(Interface markup and scripts)
▬▬▬▬▬▬▬▬▬▬
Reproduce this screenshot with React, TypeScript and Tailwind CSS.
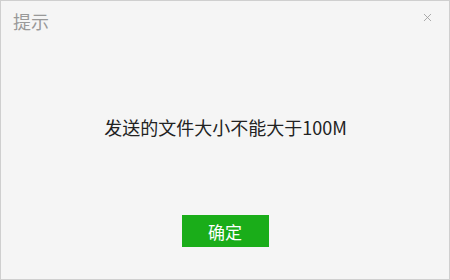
import { X } from 'lucide-react';

const App = () => {
  return (
    <div
      className="w-[450px] h-[280px] bg-[#f5f5f5] border border-[#cfcfcf] flex flex-col"
      style={{ fontFamily: '"Noto Sans CJK SC", "Noto Sans", sans-serif' }}
    >
      <div className="h-[40px] flex items-start justify-between pl-[12px] pr-[15px] pt-[7px]">
        <span className="text-[18px] leading-[26px] text-[#999999]">提示</span>
        <button className="mt-[3px] text-[#9a9a9a]">
          <X size={13} strokeWidth={1.5} />
        </button>
      </div>
      <div className="flex justify-center pt-[74px]">
        <p className="text-[18px] leading-[24px] text-[#222222] pl-[1px]">发送的文件大小不能大于100M</p>
      </div>
      <div className="flex justify-center mt-[76px]">
        <button className="w-[87px] h-[32px] bg-[#1aad19] text-white text-[17px] leading-none">
          确定
        </button>
      </div>
    </div>
  );
};

export default App;
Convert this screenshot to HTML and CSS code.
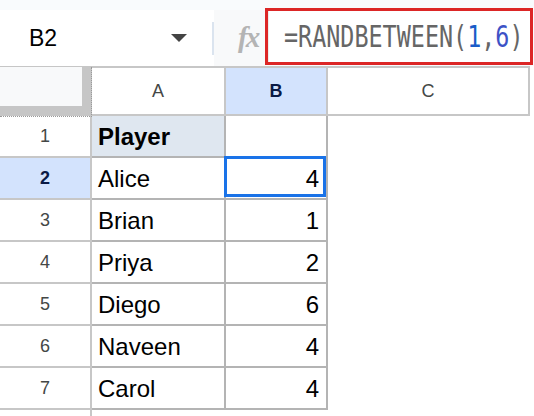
FILE: index.html
```html
<!DOCTYPE html>
<html lang="en">
<head>
    <meta charset="UTF-8">
    <meta name="viewport" content="width=device-width, initial-scale=1.0">
    <title>Sheet - RANDBETWEEN</title>
    <link rel="stylesheet" href="styles.css">
</head>
<body>
    <div class="toolbar">
        <div class="name-box">
            <span class="cell-ref">B2</span>
            <span class="caret"></span>
        </div>
        <div class="divider"></div>
        <div class="fx-area"><span class="fx">fx</span></div>
        <div class="formula-box">
            <span class="formula">=RANDBETWEEN(<span class="arg1">1</span>,<span class="arg2">6</span>)</span>
        </div>
    </div>

    <div class="grid">
        <div class="row header">
            <div class="corner"><div class="corner-inner"></div></div>
            <div class="col-head col-a">A</div>
            <div class="col-head col-b active">B</div>
            <div class="col-head col-c">C</div>
        </div>

        <div class="row">
            <div class="row-head">1</div>
            <div class="cell col-a title">Player</div>
            <div class="cell col-b"></div>
            <div class="blank"></div>
        </div>
        <div class="row">
            <div class="row-head active">2</div>
            <div class="cell col-a">Alice</div>
            <div class="cell col-b num selected">4</div>
            <div class="blank"></div>
        </div>
        <div class="row">
            <div class="row-head">3</div>
            <div class="cell col-a">Brian</div>
            <div class="cell col-b num">1</div>
            <div class="blank"></div>
        </div>
        <div class="row">
            <div class="row-head">4</div>
            <div class="cell col-a">Priya</div>
            <div class="cell col-b num">2</div>
            <div class="blank"></div>
        </div>
        <div class="row">
            <div class="row-head">5</div>
            <div class="cell col-a">Diego</div>
            <div class="cell col-b num">6</div>
            <div class="blank"></div>
        </div>
        <div class="row">
            <div class="row-head">6</div>
            <div class="cell col-a">Naveen</div>
            <div class="cell col-b num">4</div>
            <div class="blank"></div>
        </div>
        <div class="row">
            <div class="row-head">7</div>
            <div class="cell col-a">Carol</div>
            <div class="cell col-b num">4</div>
            <div class="blank"></div>
        </div>
        <div class="row tail">
            <div class="row-head"></div>
        </div>
    </div>
</body>
</html>
```

FILE: styles.css
```css
* {
    box-sizing: border-box;
}
html, body {
    margin: 0;
    padding: 0;
    height: 100%;
    overflow: hidden;
    background-color: #fff;
    font-family: "Liberation Sans", Arial, sans-serif;
    color: #000;
}

/* formula bar */
.toolbar {
    display: flex;
    height: 66px;
    background-color: #f9fbfd;
}
.name-box {
    display: flex;
    align-items: center;
    width: 212px;
    height: 56px;
    margin-top: 10px;
    padding-left: 29px;
    background-color: #fff;
}
.cell-ref {
    font-size: 23px;
    flex: 1;
}
.caret {
    width: 0;
    height: 0;
    margin-right: 25px;
    border-left: 8px solid transparent;
    border-right: 8px solid transparent;
    border-top: 8px solid #444;
}
.divider {
    width: 2px;
    height: 56px;
    margin-top: 10px;
    background: linear-gradient(#fff 12px, #dbe4ef 12px, #dbe4ef 45px, #fff 45px);
}
.fx-area {
    display: flex;
    align-items: center;
    width: 51px;
    height: 56px;
    margin-top: 10px;
    padding-left: 24px;
    background-color: #f8f9fa;
}
.fx {
    font-family: "Liberation Serif", "Times New Roman", serif;
    font-style: italic;
    font-weight: bold;
    font-size: 29px;
    color: #b4b4b4;
    letter-spacing: -2px;
    margin-top: -2px;
}
.formula-box {
    display: flex;
    align-items: center;
    width: 268px;
    height: 57px;
    margin-top: 8px;
    padding-left: 16px;
    background-color: #fff;
    border: 3px solid #dc2626;
    box-shadow: inset 14px 0 0 -13px #ececec;
    overflow: hidden;
}
.formula {
    display: inline-block;
    font-family: "DejaVu Sans Mono", "Liberation Mono", monospace;
    font-size: 30px;
    color: #666;
    white-space: nowrap;
    transform: scaleX(0.78);
    transform-origin: left center;
}
.arg1 {
    color: #1a5cc8;
}
.arg2 {
    color: #3d52c6;
}

/* sheet grid */
.row {
    display: flex;
    height: 42px;
}
.row.header {
    height: 50px;
}
.row.tail {
    height: 8px;
}
.corner {
    width: 92px;
    height: 50px;
    background-color: #c6c6c6;
    position: relative;
}
.corner-inner {
    width: 82px;
    height: 39px;
    margin-top: 1px;
    background-color: #f8f9fa;
}
.corner::after {
    content: "";
    position: absolute;
    left: 0;
    top: 1px;
    width: 91px;
    height: 49px;
    border-right: 1px dotted #9a9a9a;
    border-bottom: 1px dotted #9a9a9a;
}
.col-head {
    display: flex;
    align-items: center;
    justify-content: center;
    font-size: 18px;
    color: #444746;
    background-color: #fff;
    border-top: 2px solid #c7c7c7;
    border-bottom: 2px solid #c7c7c7;
    border-right: 2px solid #c7c7c7;
}
.col-head.active {
    background-color: #d3e3fd;
    color: #0a1a45;
    font-weight: bold;
}
.col-a {
    width: 134px;
}
.col-b {
    width: 102px;
}
.col-c {
    width: 202px;
}
.row-head {
    display: flex;
    align-items: center;
    justify-content: center;
    width: 92px;
    font-size: 18px;
    color: #444746;
    border-right: 2px solid #c7c7c7;
    border-bottom: 2px solid #c7c7c7;
}
.row-head.active {
    background-color: #d3e3fd;
    color: #0a1a45;
    font-weight: bold;
}
.cell {
    display: flex;
    align-items: center;
    padding: 2px 7px 0 6px;
    font-size: 24px;
    border-right: 2px solid #b4b4b4;
    border-bottom: 2px solid #b4b4b4;
}
.cell.title {
    background-color: #dfe7f0;
    font-weight: bold;
}
.cell.num {
    justify-content: flex-end;
}
.cell.selected {
    position: relative;
}
.cell.selected::after {
    content: "";
    position: absolute;
    top: -2px;
    left: -2px;
    right: 0;
    bottom: 1px;
    border: 3px solid #1a73e8;
}
.blank {
    flex: 1;
}
```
▬▬▬▬▬▬▬▬▬▬
• [WHAT THE EXERCISE ASKS] Locate the lines above that contain "screenshot" and copy them.

• [CORRECT RESULT]
Reproduce this screenshot with React, TypeScript and Tailwind CSS.
Convert this screenshot to HTML and CSS code.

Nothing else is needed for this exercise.